Every line below that contains "React" is to be copied.

----------------------------------------

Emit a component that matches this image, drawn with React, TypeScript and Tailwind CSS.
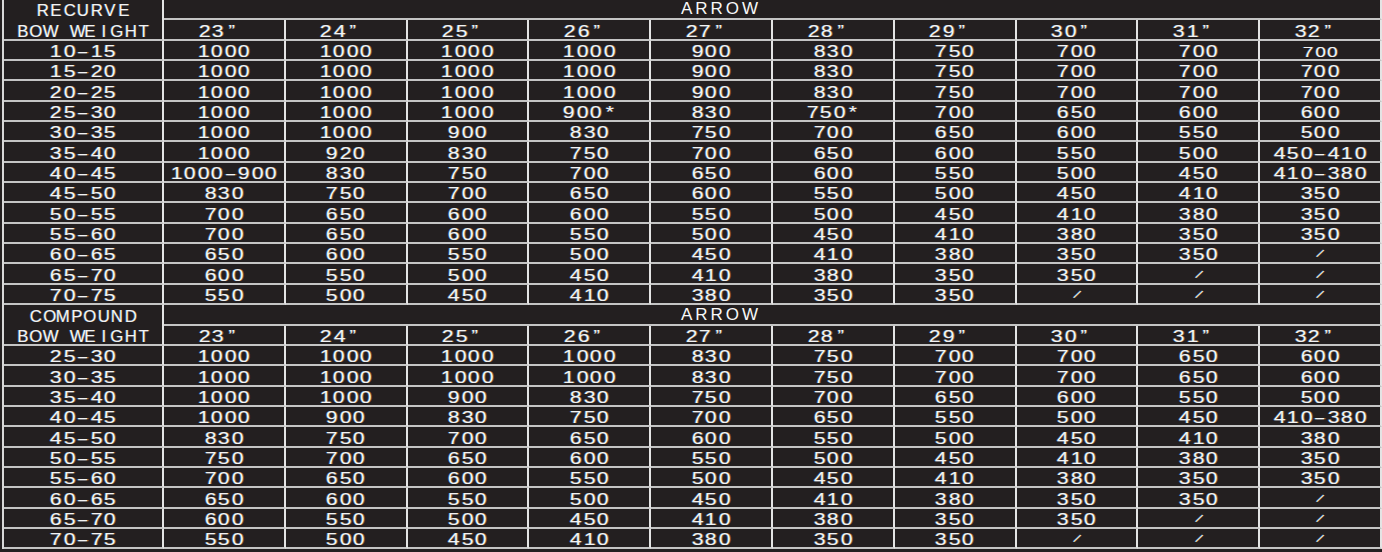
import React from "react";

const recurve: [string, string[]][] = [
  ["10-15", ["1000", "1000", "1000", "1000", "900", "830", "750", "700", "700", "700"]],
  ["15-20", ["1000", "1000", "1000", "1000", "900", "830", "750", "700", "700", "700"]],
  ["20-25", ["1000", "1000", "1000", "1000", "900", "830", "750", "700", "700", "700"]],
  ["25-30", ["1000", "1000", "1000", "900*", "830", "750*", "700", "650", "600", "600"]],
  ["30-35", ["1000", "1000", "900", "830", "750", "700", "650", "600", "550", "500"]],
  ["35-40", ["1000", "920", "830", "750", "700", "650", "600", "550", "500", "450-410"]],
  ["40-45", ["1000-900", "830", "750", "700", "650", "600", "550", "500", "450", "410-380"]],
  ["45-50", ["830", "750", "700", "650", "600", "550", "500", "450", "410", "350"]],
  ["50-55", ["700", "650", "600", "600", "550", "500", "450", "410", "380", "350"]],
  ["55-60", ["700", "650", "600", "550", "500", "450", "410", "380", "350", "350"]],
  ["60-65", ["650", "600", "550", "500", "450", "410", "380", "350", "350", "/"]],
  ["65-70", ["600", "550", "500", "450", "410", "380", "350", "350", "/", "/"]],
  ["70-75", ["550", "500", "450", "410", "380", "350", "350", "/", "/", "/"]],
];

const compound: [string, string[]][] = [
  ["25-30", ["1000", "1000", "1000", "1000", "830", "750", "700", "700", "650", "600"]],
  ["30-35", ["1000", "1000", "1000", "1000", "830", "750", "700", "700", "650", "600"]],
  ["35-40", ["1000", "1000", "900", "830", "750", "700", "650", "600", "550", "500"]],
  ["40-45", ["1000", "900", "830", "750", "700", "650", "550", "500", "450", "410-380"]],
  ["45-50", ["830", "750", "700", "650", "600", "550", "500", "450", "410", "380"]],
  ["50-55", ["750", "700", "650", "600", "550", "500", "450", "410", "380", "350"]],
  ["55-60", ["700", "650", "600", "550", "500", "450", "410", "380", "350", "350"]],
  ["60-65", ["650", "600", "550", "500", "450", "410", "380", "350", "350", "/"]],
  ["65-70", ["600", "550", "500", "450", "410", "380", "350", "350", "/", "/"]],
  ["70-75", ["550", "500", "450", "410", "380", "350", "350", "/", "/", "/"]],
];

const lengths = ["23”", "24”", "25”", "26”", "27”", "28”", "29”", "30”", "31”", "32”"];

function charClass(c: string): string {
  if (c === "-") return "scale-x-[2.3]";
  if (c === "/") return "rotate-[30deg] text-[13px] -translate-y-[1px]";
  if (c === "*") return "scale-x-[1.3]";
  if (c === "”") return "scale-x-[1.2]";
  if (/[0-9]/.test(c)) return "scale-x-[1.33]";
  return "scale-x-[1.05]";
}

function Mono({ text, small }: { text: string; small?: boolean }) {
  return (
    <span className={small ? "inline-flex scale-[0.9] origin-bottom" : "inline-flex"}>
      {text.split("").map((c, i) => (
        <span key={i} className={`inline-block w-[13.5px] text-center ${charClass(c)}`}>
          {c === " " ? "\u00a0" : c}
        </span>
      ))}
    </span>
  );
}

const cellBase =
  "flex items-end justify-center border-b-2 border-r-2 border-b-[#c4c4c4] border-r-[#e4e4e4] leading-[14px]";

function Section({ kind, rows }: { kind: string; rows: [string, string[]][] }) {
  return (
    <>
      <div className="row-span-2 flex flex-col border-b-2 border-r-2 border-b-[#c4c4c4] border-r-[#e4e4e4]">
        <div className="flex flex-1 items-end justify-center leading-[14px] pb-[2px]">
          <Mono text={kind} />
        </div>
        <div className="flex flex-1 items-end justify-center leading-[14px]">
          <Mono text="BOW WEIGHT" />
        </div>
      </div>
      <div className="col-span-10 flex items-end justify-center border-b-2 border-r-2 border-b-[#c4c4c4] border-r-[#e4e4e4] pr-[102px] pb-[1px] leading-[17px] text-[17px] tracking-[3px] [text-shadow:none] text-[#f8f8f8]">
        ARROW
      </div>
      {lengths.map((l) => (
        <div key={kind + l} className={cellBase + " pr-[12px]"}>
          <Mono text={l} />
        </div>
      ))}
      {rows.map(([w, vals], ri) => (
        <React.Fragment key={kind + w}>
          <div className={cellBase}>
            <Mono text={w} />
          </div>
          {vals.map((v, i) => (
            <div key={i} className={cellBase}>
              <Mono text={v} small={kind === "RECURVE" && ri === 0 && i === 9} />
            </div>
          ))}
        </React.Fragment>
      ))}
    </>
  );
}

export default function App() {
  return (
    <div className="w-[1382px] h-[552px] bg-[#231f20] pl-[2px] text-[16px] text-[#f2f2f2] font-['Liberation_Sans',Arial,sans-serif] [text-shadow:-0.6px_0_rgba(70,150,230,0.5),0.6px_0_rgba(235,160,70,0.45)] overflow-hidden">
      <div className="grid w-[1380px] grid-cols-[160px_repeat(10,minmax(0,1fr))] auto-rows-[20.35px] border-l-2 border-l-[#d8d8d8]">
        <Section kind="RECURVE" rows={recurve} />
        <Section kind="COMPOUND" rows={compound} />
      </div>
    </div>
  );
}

----------------------------------------

### Written solution
Emit a component that matches this image, drawn with React, TypeScript and Tailwind CSS.
import React from "react";
        <React.Fragment key={kind + w}>
        </React.Fragment>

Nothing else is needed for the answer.